● The problem:
Return the listing below word for word.

● Supplied information:
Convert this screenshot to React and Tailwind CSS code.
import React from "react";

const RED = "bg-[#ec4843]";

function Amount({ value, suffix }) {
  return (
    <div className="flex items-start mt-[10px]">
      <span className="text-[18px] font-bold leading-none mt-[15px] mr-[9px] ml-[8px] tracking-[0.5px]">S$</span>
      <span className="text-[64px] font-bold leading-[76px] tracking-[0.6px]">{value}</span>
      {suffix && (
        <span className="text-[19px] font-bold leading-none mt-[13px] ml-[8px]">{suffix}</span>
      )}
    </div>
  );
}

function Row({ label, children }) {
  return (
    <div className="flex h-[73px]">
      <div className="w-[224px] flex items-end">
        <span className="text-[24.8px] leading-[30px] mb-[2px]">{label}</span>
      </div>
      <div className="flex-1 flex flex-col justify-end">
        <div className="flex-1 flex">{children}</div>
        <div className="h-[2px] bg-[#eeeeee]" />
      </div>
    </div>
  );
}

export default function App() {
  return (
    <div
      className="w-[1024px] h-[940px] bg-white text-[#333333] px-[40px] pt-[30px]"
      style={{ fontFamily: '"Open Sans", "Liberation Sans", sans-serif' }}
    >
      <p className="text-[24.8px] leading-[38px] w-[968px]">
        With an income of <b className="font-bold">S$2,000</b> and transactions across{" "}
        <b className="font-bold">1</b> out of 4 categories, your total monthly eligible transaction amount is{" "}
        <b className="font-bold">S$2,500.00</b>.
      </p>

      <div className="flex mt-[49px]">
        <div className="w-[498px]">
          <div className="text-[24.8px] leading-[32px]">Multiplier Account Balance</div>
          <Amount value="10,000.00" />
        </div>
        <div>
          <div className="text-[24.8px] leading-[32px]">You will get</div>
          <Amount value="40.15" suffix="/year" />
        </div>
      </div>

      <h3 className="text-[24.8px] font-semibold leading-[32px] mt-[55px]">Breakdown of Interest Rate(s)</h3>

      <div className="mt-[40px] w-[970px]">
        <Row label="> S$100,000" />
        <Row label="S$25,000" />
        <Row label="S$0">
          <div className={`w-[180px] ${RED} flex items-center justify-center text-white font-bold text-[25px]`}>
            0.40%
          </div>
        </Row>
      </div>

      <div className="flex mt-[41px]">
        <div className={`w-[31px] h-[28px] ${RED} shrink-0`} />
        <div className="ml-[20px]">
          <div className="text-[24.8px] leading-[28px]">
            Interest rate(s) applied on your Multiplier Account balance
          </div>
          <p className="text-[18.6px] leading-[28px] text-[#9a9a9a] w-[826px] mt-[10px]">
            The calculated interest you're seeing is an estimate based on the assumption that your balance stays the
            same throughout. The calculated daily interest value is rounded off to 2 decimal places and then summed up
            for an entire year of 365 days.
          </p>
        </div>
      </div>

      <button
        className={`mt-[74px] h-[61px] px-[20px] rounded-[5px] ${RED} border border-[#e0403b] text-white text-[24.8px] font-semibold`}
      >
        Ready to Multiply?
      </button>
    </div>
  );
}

● Solution to this task:
Convert this screenshot to React and Tailwind CSS code.
import React from "react";

const RED = "bg-[#ec4843]";

function Amount({ value, suffix }) {
  return (
    <div className="flex items-start mt-[10px]">
      <span className="text-[18px] font-bold leading-none mt-[15px] mr-[9px] ml-[8px] tracking-[0.5px]">S$</span>
      <span className="text-[64px] font-bold leading-[76px] tracking-[0.6px]">{value}</span>
      {suffix && (
        <span className="text-[19px] font-bold leading-none mt-[13px] ml-[8px]">{suffix}</span>
      )}
    </div>
  );
}

function Row({ label, children }) {
  return (
    <div className="flex h-[73px]">
      <div className="w-[224px] flex items-end">
        <span className="text-[24.8px] leading-[30px] mb-[2px]">{label}</span>
      </div>
      <div className="flex-1 flex flex-col justify-end">
        <div className="flex-1 flex">{children}</div>
        <div className="h-[2px] bg-[#eeeeee]" />
      </div>
    </div>
  );
}

export default function App() {
  return (
    <div
      className="w-[1024px] h-[940px] bg-white text-[#333333] px-[40px] pt-[30px]"
      style={{ fontFamily: '"Open Sans", "Liberation Sans", sans-serif' }}
    >
      <p className="text-[24.8px] leading-[38px] w-[968px]">
        With an income of <b className="font-bold">S$2,000</b> and transactions across{" "}
        <b className="font-bold">1</b> out of 4 categories, your total monthly eligible transaction amount is{" "}
        <b className="font-bold">S$2,500.00</b>.
      </p>

      <div className="flex mt-[49px]">
        <div className="w-[498px]">
          <div className="text-[24.8px] leading-[32px]">Multiplier Account Balance</div>
          <Amount value="10,000.00" />
        </div>
        <div>
          <div className="text-[24.8px] leading-[32px]">You will get</div>
          <Amount value="40.15" suffix="/year" />
        </div>
      </div>

      <h3 className="text-[24.8px] font-semibold leading-[32px] mt-[55px]">Breakdown of Interest Rate(s)</h3>

      <div className="mt-[40px] w-[970px]">
        <Row label="> S$100,000" />
        <Row label="S$25,000" />
        <Row label="S$0">
          <div className={`w-[180px] ${RED} flex items-center justify-center text-white font-bold text-[25px]`}>
            0.40%
          </div>
        </Row>
      </div>

      <div className="flex mt-[41px]">
        <div className={`w-[31px] h-[28px] ${RED} shrink-0`} />
        <div className="ml-[20px]">
          <div className="text-[24.8px] leading-[28px]">
            Interest rate(s) applied on your Multiplier Account balance
          </div>
          <p className="text-[18.6px] leading-[28px] text-[#9a9a9a] w-[826px] mt-[10px]">
            The calculated interest you're seeing is an estimate based on the assumption that your balance stays the
            same throughout. The calculated daily interest value is rounded off to 2 decimal places and then summed up
            for an entire year of 365 days.
          </p>
        </div>
      </div>

      <button
        className={`mt-[74px] h-[61px] px-[20px] rounded-[5px] ${RED} border border-[#e0403b] text-white text-[24.8px] font-semibold`}
      >
        Ready to Multiply?
      </button>
    </div>
  );
}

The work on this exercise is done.